Howard McGillin and Charles Busch. Photo by Carol Rosegg.

Further gilding his Lily, we follow Lily’s higgledy-piggledy trajectory as an unwed mother who puts her daughter Louise (Nancy Anderson) up for adoption, an owner of a string of highly successful money-making brothels, who ends up in jail taking the rap for Blackie (Howard McGillin), over the theft of diamond earrings. Of course, as the man that done her wrong, he gets his comeuppance, this by the murderous hand of a vengeful Lily.

 

As far as the mixture of Lily Dare’s acting styles employed by Busch in this play, he begins by donning the innocent demeanor of silent-film stars Mary Pickford or the Gish sisters, and then, as Lily continues to age over time, jumps right into emulating the highly stylized walk, talk, and facial expressions of yesteryear’s cinema queens of camp, Mae West and Joan Crawford.

 

“Pirate Joe,” the big show-stopping number has Busch conjuring up nostalgic memories of Dietrich. I could just see him (if only!) coming downstage and singing “Falling In Love Again.”

 

Jennifer Van Dyck. Photo by Carol Rosegg.

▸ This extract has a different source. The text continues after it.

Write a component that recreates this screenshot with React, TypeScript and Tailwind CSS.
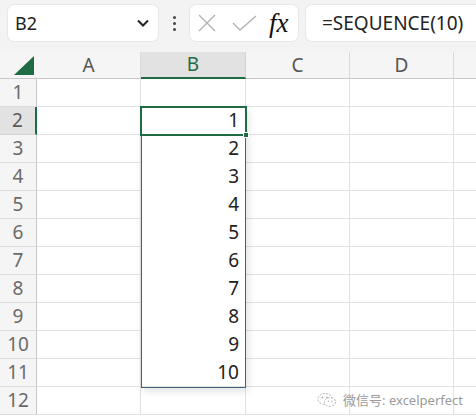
import { Fragment } from 'react'

const cols = ['A', 'B', 'C', 'D']
const rows = [1, 2, 3, 4, 5, 6, 7, 8, 9, 10, 11, 12]

function Toolbar() {
  return (
    <div className="flex h-[52px] items-start gap-0 bg-[#f3f3f3] pt-[5px]">
      {/* name box */}
      <div className="ml-[8px] flex h-[36px] w-[150px] items-center justify-between rounded-[6px] bg-white pl-[7px] pr-[8px] shadow-[0_0_0_1px_#e8e8e8]">
        <span className="text-[18px] text-[#222]">B2</span>
        <svg width="14" height="10" viewBox="0 0 14 10">
          <path d="M2 2.5 L7 7.5 L12 2.5" fill="none" stroke="#222" strokeWidth="2" />
        </svg>
      </div>
      {/* more dots */}
      <div className="flex h-[36px] w-[32px] flex-col items-center justify-center gap-[3px]">
        <span className="h-[3px] w-[3px] rounded-full bg-[#444]" />
        <span className="h-[3px] w-[3px] rounded-full bg-[#444]" />
        <span className="h-[3px] w-[3px] rounded-full bg-[#444]" />
      </div>
      {/* cancel / enter / fx */}
      <div className="flex h-[36px] w-[108px] items-center rounded-[6px] bg-white pl-[7px] shadow-[0_0_0_1px_#e8e8e8]">
        <svg width="20" height="20" viewBox="0 0 20 20">
          <path d="M2 2 L18 18 M18 2 L2 18" stroke="#b3b3b3" strokeWidth="1.4" />
        </svg>
        <svg width="26" height="20" viewBox="0 0 26 20" className="ml-[15px]">
          <path d="M1 10 L8 17 L24 3" fill="none" stroke="#b3b3b3" strokeWidth="1.4" />
        </svg>
        <span className="ml-[11px] text-[27px] leading-none italic text-[#111] [font-family:'Liberation_Serif',serif]">
          fx
        </span>
      </div>
      {/* formula */}
      <div className="ml-[8px] flex h-[36px] flex-1 items-center rounded-l-[6px] bg-white pl-[16px] shadow-[0_0_0_1px_#e8e8e8]">
        <span className="text-[19px] text-[#222]">=SEQUENCE(10)</span>
      </div>
    </div>
  )
}

function Sheet() {
  return (
    <div className="relative">
      <div className="grid grid-cols-[37px_104px_105px_104px_104px_1fr] grid-rows-[27px_repeat(12,28px)]">
        {/* header row */}
        <div className="flex items-center justify-end border-b border-[#c8c8c8] bg-[#f5f5f5] pr-[3px]">
          <svg width="20" height="19" viewBox="0 0 20 19">
            <path d="M20 0 L20 19 L0 19 Z" fill="#1f6c44" />
          </svg>
        </div>
        {cols.map((c) => (
          <div
            key={c}
            className={
              c === 'B'
                ? 'flex items-center justify-center border-r border-b-2 border-r-[#d4d4d4] border-b-[#1f6c44] bg-[#e2e2e2] text-[19px] text-[#1f6c44]'
                : 'flex items-center justify-center border-r border-b border-r-[#dadada] border-b-[#c8c8c8] bg-[#f5f5f5] text-[19px] text-[#555]'
            }
          >
            {c}
          </div>
        ))}
        <div className="border-b border-[#c8c8c8] bg-[#f5f5f5]" />
        {rows.map((r) => (
          <Fragment key={r}>
            <div
              className={
                r === 2
                  ? 'flex items-center justify-center border-b border-r-2 border-b-[#d4d4d4] border-r-[#1f6c44] bg-[#e2e2e2] text-[19px] text-[#5a5a5a]'
                  : 'flex items-center justify-center border-b border-r border-b-[#dcdcdc] border-r-[#c8c8c8] bg-[#f5f5f5] text-[19px] text-[#6a6a6a]'
              }
            >
              {r}
            </div>
            {cols.map((c) => (
              <div
                key={c}
                className={
                  c === 'B' && r >= 2 && r <= 10
                    ? 'flex items-center justify-end border-r border-b border-r-[#e1e1e1] border-b-white bg-white pr-[6px] text-[19px] text-[#222]'
                    : 'flex items-center justify-end border-r border-b border-[#e1e1e1] bg-white pr-[6px] text-[19px] text-[#222]'
                }
              >
                {c === 'B' && r >= 2 && r <= 11 ? r - 1 : ''}
              </div>
            ))}
            <div className="border-b border-[#e1e1e1] bg-white" />
          </Fragment>
        ))}
      </div>
      {/* selected range B2:B11 */}
      <div className="pointer-events-none absolute top-[55px] left-[141px] h-[281px] w-[105px] border border-[#45607e] shadow-[2px_3px_8px_rgba(0,0,0,0.12)]" />
      {/* active cell */}
      <div className="pointer-events-none absolute top-[54px] left-[140px] h-[30px] w-[107px] border-2 border-[#1f6c44]" />
      <div className="pointer-events-none absolute top-[80px] left-[243px] h-[6px] w-[6px] border border-white bg-[#1f6c44]" />
    </div>
  )
}

export default function App() {
  return (
    <div className="relative h-[419px] w-[476px] overflow-hidden bg-white [font-family:'Noto_Sans','Noto_Sans_CJK_SC',sans-serif]">
      <Toolbar />
      <Sheet />
      <div className="absolute right-[13px] bottom-[9px] flex items-center gap-[6px] text-[13px] text-[#9a9a9a]">
        <svg width="20" height="16" viewBox="0 0 20 16">
          <ellipse cx="8" cy="7" rx="7" ry="5.6" fill="none" stroke="#b0b0b0" strokeWidth="1" strokeDasharray="2 1.4" />
          <ellipse cx="13" cy="10" rx="5.5" ry="4.4" fill="white" stroke="#b0b0b0" strokeWidth="1" strokeDasharray="2 1.4" />
          <circle cx="5.5" cy="5.5" r="0.9" fill="#b0b0b0" />
          <circle cx="10" cy="5.5" r="0.9" fill="#b0b0b0" />
          <circle cx="11.5" cy="9.3" r="0.7" fill="#b0b0b0" />
          <circle cx="14.8" cy="9.3" r="0.7" fill="#b0b0b0" />
        </svg>
        <span>微信号: excelperfect</span>
      </div>
    </div>
  )
}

While the ensemble cast, most playing several roles, are simply wonderful, it is Jennifer Van Dyck, solidly inhabiting each of her four extremely diverse, scene-stealing characters, who runs away with the show. Her crowning moment is as Lily’s grown-up, opera-singing daughter Louise. Van Dyck lip-syncing “Siempre libera,” Violetta’s aria from La Traviata, brings the house down. The brilliance of this scene alone is worth the price of admission.